§ Problem description
Look through the entries and report how many lines include the word "this". Give the number alone.

§ Data shown
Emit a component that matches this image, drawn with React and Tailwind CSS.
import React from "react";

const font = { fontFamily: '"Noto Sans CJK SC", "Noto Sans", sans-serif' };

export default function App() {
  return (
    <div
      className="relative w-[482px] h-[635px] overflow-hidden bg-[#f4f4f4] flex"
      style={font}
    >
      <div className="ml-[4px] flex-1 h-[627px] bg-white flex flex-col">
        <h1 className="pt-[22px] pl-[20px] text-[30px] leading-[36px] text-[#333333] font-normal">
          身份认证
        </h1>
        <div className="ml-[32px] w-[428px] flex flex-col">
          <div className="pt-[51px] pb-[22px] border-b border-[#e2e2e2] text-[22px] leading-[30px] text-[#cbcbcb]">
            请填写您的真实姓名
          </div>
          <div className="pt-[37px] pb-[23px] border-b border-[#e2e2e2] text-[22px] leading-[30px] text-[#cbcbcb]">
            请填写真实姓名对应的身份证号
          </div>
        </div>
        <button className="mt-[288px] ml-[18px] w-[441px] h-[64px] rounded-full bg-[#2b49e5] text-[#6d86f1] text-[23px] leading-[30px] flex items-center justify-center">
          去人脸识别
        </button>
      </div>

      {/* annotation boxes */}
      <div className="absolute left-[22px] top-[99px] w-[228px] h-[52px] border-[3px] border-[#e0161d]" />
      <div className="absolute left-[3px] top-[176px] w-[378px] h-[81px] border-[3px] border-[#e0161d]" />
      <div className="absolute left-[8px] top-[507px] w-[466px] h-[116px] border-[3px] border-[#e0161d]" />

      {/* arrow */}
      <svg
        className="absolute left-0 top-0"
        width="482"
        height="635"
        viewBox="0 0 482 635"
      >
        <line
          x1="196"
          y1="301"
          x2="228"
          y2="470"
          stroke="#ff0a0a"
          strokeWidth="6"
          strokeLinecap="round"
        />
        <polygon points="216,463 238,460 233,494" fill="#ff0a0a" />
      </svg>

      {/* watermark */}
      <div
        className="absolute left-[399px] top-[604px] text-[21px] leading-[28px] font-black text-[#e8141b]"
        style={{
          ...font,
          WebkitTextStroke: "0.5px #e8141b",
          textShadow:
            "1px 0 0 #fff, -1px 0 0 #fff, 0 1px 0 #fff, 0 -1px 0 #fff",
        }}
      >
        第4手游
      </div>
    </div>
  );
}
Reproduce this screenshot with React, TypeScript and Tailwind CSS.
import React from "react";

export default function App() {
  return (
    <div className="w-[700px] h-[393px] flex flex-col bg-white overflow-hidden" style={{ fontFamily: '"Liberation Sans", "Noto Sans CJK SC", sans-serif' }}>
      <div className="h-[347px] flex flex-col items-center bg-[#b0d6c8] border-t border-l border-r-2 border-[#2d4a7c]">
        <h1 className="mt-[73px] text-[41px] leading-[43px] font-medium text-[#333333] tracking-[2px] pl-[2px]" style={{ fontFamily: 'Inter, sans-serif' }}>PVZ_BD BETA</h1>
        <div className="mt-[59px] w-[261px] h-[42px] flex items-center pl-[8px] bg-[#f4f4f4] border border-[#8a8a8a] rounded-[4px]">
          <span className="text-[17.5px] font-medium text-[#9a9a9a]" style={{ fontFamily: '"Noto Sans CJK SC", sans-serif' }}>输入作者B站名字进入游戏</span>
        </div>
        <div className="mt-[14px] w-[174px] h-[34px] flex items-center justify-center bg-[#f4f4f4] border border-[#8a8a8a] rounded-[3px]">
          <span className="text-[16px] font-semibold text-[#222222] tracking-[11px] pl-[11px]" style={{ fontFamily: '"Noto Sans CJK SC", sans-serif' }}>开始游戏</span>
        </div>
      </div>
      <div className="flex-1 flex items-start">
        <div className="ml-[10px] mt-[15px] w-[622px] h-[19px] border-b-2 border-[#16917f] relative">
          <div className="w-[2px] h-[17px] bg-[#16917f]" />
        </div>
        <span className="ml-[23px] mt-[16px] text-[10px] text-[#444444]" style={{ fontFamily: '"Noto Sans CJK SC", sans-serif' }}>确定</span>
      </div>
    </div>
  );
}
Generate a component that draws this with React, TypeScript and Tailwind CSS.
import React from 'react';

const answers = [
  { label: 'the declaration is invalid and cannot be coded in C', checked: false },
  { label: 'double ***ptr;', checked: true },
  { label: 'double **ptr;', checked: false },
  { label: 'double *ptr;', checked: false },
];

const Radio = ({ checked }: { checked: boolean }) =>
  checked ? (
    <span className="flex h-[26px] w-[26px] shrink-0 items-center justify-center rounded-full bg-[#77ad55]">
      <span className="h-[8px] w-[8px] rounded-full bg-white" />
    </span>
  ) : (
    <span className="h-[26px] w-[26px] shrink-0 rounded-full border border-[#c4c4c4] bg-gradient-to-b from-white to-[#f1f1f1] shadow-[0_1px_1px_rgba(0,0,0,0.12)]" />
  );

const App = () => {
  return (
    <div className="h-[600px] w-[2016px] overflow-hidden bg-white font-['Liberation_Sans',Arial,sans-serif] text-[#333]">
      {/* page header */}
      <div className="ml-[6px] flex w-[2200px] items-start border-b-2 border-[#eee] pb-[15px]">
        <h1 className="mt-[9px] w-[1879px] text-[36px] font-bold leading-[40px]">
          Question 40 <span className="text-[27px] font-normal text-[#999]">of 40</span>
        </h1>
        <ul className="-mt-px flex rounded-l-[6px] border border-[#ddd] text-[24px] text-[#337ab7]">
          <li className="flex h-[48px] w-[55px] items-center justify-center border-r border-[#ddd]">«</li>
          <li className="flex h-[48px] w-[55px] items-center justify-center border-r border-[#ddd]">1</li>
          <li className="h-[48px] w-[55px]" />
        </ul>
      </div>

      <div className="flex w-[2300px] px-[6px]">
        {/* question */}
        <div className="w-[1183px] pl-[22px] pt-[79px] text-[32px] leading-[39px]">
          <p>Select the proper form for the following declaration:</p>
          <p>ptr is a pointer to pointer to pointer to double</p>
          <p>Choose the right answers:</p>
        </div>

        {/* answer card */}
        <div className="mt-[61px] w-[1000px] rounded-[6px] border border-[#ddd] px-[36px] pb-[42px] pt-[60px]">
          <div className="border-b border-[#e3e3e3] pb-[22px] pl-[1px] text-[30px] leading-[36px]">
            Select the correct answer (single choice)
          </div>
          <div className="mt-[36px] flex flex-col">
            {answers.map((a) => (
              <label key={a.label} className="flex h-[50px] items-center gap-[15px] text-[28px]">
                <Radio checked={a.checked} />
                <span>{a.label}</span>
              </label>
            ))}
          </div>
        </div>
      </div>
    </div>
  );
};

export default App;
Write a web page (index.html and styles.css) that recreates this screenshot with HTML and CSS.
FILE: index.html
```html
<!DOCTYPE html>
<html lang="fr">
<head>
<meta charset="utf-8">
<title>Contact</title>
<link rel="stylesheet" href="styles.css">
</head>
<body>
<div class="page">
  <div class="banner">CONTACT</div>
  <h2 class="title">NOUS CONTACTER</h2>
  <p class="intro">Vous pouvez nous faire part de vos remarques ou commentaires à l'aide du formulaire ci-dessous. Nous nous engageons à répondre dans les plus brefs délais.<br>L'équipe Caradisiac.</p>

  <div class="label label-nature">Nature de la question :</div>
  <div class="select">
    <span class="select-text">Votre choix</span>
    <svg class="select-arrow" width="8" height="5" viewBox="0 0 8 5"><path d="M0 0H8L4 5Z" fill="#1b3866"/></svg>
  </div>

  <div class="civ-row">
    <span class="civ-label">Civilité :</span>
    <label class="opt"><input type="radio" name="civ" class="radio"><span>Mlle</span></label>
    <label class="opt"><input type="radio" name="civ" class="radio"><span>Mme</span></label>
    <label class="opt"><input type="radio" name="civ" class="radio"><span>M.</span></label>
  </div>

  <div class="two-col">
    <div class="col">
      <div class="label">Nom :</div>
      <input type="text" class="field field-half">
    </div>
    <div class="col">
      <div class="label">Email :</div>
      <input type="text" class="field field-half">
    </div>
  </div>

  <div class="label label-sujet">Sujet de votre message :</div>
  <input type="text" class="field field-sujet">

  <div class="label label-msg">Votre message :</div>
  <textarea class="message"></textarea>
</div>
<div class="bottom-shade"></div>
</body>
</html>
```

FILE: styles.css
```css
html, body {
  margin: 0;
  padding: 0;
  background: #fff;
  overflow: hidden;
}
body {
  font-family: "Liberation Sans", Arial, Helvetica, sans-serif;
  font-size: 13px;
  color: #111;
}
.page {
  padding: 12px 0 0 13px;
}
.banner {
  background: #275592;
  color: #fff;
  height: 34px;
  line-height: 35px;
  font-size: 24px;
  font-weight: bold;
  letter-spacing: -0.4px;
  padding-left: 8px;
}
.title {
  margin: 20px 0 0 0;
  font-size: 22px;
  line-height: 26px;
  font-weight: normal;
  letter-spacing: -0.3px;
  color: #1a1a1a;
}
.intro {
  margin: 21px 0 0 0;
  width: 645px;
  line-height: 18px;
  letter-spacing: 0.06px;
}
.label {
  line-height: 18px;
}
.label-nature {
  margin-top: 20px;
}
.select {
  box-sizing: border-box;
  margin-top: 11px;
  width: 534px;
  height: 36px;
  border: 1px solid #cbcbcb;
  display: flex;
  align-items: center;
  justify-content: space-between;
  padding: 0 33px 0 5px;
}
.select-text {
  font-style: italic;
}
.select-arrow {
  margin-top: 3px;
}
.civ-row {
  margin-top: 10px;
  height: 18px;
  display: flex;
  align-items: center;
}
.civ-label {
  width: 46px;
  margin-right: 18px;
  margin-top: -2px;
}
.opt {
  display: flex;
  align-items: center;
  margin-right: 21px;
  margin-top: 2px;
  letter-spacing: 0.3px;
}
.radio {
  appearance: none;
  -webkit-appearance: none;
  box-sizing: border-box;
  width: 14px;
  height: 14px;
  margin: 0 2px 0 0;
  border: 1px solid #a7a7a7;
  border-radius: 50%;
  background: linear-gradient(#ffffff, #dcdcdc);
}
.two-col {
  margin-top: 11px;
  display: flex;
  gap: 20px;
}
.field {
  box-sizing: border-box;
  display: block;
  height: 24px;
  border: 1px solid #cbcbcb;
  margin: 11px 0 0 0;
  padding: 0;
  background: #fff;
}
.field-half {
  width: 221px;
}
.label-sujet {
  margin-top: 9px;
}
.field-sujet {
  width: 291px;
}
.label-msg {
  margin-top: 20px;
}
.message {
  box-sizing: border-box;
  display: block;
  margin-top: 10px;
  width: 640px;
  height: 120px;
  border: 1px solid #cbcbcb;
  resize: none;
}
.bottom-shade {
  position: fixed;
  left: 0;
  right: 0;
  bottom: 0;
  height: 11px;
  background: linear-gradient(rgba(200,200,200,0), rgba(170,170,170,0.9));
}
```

§ Completed exercise
4